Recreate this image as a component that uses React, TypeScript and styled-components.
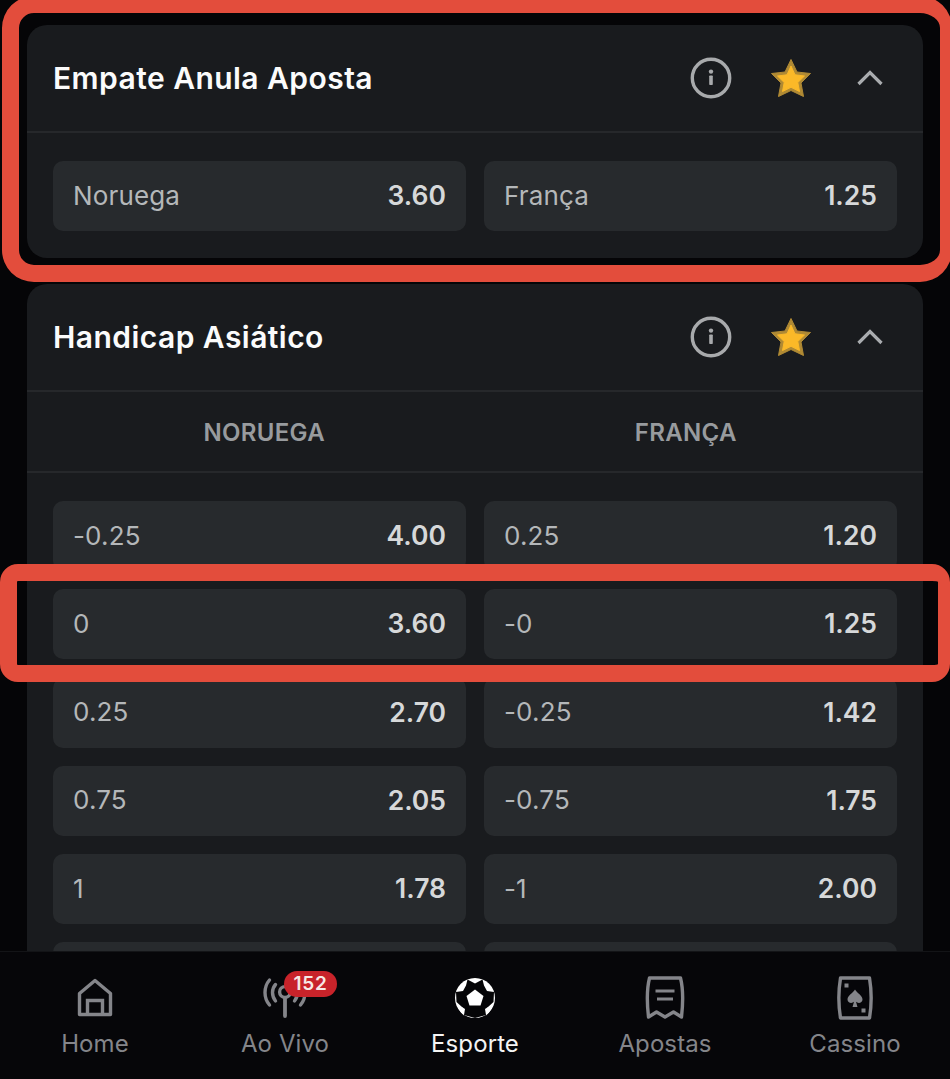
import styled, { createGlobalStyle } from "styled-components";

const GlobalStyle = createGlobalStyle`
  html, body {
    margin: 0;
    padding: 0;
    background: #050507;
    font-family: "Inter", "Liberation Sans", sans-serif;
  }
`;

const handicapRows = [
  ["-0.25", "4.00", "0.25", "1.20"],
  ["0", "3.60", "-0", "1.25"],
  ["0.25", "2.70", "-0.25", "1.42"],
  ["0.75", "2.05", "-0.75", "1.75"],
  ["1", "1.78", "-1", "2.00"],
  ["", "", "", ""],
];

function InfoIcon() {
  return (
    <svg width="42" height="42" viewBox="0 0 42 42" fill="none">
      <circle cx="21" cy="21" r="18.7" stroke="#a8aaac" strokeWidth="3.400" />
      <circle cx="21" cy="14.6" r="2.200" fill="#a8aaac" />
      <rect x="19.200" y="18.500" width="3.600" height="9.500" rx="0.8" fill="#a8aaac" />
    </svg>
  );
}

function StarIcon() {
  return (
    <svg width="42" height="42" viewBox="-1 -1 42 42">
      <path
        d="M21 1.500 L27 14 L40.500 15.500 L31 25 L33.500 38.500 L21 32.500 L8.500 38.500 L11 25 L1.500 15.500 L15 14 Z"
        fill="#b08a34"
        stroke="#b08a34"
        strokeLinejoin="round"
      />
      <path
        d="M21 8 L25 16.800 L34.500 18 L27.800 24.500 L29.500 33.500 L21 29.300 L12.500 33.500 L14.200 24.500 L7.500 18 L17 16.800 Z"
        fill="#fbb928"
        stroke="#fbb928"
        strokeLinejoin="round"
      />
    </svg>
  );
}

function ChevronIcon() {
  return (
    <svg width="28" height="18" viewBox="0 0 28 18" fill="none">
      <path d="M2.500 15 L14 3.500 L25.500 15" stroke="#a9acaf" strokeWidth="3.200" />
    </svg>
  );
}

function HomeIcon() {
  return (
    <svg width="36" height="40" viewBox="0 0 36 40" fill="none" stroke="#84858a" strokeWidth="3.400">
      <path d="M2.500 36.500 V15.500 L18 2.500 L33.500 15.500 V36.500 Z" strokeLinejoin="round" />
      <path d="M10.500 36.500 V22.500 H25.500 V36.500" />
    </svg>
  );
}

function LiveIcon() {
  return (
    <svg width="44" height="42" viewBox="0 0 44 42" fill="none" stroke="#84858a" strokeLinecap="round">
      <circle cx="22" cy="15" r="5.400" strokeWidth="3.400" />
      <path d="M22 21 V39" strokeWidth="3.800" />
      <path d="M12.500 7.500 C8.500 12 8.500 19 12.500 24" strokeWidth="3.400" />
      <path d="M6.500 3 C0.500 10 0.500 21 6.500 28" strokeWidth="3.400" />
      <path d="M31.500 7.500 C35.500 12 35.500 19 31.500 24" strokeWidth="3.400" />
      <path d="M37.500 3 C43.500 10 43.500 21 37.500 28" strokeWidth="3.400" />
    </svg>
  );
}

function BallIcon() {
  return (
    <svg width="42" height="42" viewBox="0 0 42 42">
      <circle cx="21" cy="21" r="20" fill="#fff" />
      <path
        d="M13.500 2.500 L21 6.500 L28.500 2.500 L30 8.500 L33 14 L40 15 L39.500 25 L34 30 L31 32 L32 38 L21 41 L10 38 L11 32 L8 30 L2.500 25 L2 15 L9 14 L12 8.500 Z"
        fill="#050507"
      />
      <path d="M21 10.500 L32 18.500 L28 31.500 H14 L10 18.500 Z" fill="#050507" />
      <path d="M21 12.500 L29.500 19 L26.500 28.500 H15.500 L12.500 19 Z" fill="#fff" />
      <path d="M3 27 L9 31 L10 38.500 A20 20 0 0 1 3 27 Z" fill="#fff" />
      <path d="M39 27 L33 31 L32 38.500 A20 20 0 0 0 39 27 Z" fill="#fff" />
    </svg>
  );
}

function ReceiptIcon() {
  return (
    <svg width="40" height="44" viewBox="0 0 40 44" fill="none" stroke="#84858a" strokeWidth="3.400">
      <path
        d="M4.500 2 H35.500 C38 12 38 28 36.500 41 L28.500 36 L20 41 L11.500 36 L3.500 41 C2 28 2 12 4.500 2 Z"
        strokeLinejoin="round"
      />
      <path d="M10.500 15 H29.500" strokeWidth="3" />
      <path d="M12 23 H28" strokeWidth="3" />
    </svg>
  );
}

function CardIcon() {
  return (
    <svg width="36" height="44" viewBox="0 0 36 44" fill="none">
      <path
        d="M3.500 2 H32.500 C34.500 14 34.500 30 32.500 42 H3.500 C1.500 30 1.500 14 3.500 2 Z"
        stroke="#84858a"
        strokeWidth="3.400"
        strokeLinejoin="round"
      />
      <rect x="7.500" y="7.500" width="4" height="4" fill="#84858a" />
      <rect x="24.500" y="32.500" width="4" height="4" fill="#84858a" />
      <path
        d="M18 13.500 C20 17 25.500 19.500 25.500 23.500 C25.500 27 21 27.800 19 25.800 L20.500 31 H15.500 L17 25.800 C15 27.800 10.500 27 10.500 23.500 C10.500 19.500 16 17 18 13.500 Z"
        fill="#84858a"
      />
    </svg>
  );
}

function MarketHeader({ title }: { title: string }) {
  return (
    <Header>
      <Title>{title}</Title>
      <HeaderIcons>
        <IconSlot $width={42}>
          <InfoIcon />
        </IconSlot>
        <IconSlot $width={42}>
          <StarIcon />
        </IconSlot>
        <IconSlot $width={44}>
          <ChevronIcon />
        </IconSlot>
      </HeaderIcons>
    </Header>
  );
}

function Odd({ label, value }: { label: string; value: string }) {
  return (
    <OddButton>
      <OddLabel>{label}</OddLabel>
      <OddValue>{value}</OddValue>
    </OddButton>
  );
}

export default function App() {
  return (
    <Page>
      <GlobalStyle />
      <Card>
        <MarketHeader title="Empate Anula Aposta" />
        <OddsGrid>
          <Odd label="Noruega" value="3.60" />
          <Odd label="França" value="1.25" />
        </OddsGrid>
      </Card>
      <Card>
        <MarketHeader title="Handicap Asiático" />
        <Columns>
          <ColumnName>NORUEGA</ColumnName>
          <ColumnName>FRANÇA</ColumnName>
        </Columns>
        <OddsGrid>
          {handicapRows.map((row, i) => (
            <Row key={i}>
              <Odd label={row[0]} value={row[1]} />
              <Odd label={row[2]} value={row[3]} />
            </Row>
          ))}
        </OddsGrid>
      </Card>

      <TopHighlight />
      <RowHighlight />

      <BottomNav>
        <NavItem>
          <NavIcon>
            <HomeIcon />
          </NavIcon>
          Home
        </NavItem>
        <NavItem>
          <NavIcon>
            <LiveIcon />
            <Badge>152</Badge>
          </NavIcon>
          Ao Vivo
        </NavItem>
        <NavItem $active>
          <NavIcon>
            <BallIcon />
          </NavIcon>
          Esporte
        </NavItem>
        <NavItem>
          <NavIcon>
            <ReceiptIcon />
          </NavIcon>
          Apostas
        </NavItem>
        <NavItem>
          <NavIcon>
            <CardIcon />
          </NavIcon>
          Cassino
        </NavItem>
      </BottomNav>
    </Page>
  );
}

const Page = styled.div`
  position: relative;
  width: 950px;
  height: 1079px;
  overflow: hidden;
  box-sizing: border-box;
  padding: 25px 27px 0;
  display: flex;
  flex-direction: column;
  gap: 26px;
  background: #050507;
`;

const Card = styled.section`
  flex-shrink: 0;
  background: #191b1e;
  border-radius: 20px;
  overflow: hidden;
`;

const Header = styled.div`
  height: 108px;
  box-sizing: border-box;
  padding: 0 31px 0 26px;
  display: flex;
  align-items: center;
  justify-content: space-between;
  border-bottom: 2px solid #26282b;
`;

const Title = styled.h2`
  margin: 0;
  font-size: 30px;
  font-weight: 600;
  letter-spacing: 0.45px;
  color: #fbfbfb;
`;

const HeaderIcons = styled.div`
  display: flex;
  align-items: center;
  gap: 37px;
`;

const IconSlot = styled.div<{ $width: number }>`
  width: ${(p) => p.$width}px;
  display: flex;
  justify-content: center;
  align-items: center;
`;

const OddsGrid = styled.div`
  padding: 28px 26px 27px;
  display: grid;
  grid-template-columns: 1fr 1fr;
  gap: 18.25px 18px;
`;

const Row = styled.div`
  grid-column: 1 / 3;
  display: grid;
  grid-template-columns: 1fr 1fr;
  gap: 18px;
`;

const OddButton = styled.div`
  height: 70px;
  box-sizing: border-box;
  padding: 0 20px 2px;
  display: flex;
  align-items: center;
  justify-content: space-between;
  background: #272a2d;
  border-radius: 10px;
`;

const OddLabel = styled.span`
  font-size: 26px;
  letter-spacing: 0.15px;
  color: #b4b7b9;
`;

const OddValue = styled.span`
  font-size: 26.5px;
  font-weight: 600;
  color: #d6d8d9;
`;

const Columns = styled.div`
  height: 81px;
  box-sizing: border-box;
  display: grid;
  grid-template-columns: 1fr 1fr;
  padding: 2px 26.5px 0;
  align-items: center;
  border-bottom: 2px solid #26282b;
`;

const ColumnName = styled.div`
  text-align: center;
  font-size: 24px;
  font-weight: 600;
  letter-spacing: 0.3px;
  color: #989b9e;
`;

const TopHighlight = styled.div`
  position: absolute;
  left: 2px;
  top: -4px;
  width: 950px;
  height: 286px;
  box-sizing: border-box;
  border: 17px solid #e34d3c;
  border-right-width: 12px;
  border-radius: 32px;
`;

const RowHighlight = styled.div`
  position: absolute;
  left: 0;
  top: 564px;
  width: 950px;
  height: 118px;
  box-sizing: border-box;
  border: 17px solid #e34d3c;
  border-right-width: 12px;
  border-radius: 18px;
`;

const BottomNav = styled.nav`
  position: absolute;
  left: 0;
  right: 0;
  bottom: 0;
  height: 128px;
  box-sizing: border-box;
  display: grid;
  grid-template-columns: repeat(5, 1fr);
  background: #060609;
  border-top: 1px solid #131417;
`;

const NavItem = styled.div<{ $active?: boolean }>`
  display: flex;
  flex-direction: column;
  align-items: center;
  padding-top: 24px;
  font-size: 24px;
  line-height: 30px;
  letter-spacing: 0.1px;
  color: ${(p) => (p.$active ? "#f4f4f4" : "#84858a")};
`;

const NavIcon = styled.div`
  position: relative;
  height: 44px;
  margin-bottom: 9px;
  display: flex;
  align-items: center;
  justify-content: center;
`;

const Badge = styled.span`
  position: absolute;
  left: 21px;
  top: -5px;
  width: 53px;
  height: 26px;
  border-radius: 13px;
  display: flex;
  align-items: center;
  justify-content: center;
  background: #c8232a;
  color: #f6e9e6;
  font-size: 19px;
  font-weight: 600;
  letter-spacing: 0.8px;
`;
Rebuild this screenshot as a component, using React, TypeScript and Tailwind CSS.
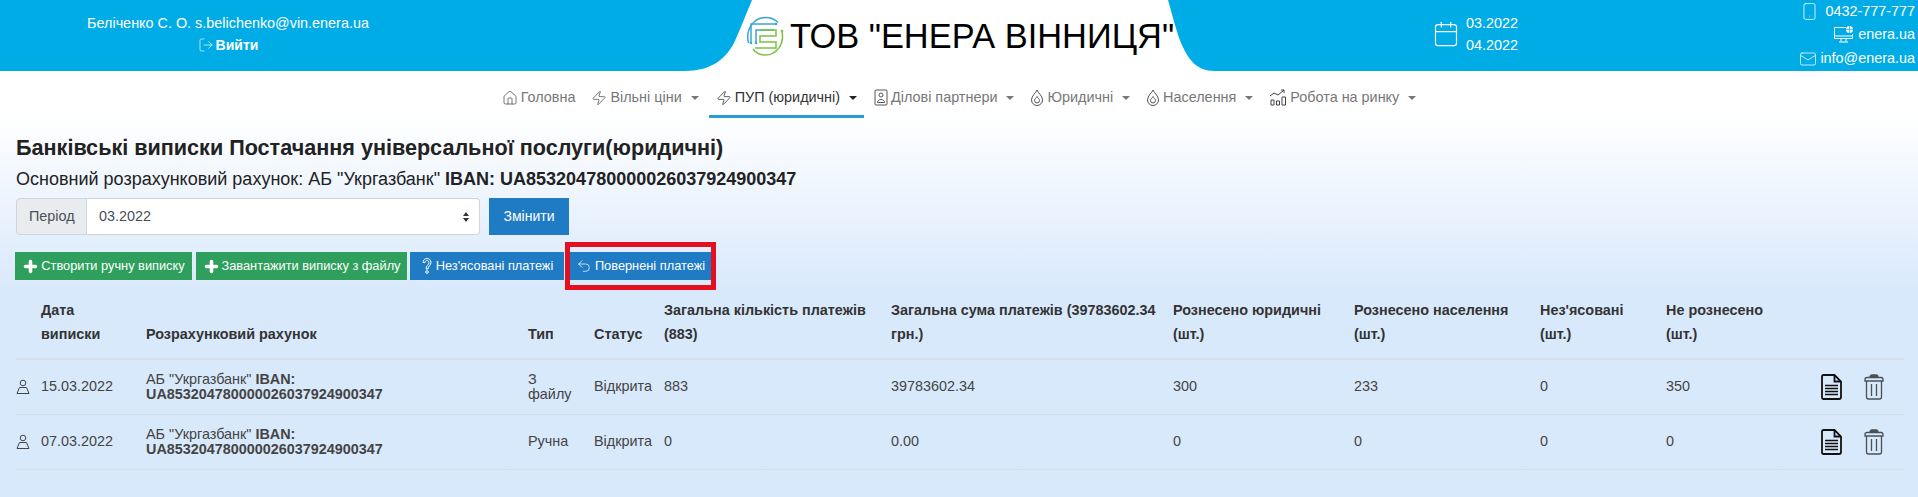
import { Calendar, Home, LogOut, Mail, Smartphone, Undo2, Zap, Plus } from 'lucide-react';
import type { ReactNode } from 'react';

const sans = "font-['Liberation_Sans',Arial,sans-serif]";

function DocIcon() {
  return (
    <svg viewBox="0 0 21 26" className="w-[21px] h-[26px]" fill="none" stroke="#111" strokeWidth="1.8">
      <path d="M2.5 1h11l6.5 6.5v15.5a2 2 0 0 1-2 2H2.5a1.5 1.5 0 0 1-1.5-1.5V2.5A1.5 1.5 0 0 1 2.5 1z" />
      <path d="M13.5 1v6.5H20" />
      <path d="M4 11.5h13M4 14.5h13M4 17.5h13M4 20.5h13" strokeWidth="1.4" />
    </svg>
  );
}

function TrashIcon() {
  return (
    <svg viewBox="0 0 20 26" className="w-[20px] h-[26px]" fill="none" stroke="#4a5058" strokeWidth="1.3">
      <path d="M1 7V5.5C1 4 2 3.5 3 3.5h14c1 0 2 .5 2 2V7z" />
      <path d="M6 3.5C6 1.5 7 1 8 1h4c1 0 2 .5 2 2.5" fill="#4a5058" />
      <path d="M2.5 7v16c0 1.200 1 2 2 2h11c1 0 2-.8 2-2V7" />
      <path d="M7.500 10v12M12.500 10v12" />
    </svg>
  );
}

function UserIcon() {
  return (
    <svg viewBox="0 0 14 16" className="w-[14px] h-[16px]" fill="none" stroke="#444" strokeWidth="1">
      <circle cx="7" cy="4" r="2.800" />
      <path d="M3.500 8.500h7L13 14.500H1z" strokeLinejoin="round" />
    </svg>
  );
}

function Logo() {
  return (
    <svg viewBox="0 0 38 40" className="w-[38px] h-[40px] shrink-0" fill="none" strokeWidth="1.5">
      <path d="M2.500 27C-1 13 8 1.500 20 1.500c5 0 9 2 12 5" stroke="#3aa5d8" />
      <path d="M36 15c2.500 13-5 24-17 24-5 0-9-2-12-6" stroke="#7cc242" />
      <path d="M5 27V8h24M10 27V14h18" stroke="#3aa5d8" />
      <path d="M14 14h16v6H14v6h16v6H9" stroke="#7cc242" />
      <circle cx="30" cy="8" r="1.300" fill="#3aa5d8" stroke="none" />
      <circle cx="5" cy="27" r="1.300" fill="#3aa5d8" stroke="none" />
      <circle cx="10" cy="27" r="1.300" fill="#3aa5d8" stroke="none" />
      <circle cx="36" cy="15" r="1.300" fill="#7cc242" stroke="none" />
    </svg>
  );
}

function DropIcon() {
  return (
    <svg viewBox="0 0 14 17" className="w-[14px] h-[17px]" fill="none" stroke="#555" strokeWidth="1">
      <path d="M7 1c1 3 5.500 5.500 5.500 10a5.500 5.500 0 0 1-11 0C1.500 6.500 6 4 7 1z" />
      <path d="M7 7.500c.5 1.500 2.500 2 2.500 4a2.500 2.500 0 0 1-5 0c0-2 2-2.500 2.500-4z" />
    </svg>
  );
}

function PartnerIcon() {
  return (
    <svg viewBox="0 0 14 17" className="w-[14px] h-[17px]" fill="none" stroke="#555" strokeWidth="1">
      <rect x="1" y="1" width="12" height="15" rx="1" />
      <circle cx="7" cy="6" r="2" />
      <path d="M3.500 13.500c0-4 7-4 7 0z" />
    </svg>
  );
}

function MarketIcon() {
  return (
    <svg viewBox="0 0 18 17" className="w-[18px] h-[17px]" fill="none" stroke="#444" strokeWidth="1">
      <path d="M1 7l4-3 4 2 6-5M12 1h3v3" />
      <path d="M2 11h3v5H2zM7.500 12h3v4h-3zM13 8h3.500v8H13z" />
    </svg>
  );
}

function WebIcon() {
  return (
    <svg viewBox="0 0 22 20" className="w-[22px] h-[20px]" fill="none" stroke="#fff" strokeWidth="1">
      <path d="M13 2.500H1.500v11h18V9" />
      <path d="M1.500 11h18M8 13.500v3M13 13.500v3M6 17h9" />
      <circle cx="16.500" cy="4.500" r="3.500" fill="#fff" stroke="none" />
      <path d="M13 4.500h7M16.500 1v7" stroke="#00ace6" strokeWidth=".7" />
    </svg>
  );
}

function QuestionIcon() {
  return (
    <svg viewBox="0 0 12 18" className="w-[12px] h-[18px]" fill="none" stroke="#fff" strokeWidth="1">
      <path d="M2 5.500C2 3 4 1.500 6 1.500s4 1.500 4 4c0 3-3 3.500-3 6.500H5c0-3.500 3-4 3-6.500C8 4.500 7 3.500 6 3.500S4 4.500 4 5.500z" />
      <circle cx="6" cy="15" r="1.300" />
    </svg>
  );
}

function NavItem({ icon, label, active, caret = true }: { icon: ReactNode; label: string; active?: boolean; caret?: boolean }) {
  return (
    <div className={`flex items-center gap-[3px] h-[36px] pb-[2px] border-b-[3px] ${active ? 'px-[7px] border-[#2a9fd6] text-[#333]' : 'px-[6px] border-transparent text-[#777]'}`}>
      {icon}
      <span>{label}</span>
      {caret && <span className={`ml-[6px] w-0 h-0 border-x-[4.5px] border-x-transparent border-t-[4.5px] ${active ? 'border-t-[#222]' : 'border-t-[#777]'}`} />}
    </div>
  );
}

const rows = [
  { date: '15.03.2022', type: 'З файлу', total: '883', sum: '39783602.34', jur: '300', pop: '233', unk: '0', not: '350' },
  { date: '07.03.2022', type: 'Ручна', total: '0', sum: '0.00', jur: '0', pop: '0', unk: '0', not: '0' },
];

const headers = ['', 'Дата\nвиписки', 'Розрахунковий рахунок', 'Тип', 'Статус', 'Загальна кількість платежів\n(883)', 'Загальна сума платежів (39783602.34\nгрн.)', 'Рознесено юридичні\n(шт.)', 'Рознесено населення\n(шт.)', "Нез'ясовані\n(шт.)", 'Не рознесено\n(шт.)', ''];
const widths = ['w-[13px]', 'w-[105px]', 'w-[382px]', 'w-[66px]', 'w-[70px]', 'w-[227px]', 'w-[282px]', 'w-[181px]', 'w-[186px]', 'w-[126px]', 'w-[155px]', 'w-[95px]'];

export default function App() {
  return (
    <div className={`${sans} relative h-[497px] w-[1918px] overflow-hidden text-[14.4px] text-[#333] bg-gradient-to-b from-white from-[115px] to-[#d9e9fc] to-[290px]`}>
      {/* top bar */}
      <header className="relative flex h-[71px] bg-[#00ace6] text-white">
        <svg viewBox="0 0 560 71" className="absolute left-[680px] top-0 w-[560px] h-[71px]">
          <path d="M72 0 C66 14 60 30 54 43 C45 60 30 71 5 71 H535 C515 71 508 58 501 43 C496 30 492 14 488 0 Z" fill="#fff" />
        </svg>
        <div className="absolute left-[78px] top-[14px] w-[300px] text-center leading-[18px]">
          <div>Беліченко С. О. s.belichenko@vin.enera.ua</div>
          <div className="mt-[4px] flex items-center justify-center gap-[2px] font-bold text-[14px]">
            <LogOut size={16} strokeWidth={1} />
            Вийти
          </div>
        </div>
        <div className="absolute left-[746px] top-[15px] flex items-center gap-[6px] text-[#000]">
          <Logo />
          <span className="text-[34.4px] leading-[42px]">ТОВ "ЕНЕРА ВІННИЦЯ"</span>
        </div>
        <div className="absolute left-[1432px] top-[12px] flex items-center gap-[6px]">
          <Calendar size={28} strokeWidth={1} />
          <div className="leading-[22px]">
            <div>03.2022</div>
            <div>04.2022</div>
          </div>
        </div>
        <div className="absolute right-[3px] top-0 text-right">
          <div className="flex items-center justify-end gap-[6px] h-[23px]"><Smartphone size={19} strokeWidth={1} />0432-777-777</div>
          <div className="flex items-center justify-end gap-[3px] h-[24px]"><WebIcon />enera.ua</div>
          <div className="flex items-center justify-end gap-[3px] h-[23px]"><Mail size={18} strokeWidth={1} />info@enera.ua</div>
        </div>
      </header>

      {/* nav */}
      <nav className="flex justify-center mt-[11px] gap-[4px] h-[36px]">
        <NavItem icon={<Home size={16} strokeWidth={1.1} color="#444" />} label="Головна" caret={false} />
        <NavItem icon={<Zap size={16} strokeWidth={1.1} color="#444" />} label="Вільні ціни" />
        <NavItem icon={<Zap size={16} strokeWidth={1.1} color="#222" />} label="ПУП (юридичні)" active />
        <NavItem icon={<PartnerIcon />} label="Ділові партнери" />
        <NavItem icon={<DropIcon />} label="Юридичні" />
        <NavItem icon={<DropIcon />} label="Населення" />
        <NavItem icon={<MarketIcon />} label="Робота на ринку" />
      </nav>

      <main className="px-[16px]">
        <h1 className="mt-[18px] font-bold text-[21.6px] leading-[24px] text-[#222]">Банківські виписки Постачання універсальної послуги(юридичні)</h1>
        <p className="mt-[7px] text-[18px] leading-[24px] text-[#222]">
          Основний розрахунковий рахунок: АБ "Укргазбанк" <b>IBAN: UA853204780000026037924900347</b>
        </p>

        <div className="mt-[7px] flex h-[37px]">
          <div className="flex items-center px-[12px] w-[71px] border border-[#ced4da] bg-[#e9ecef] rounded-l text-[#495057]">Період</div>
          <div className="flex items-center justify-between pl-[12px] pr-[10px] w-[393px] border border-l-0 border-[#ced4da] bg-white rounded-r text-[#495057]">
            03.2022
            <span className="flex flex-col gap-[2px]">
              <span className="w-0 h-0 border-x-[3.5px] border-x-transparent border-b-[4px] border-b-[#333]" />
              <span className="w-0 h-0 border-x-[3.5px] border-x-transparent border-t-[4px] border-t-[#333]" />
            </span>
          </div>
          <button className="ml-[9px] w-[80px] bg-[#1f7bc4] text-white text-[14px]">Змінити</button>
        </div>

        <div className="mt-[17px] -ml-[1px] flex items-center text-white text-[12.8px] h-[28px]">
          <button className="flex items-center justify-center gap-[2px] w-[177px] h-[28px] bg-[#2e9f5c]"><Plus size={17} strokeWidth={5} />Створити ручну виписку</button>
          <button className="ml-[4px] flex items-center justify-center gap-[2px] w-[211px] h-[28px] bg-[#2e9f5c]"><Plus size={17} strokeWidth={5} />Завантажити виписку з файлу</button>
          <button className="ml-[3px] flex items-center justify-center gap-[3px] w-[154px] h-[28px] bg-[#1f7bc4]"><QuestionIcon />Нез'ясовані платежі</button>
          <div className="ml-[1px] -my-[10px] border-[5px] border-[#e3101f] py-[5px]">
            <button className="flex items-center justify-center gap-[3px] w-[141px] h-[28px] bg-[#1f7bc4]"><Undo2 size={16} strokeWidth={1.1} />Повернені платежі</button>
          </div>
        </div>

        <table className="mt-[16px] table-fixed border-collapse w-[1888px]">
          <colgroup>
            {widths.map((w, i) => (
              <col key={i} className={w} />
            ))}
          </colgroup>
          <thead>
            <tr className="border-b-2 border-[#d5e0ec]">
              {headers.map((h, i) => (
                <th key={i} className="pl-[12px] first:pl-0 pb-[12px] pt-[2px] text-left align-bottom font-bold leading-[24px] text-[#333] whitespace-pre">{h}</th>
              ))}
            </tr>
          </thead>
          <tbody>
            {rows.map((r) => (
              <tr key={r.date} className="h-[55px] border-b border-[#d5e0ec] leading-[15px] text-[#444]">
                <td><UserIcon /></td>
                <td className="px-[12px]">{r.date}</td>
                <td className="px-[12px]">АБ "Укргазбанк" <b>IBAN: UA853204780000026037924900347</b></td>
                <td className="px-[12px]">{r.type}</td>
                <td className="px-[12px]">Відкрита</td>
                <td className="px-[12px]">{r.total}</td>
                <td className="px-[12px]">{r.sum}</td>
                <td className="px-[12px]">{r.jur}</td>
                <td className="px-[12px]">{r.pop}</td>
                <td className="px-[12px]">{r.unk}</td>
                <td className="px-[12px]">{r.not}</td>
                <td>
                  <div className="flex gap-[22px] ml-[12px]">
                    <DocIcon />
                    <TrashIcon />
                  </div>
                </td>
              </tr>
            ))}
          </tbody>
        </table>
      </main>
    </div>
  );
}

- [TASK STATEMENT]:
Scan the records above for the string "components", then select every line that holds it.

- [ANSWER TO THE EXERCISE]:
Recreate this image as a component that uses React, TypeScript and styled-components.
import styled, { createGlobalStyle } from "styled-components";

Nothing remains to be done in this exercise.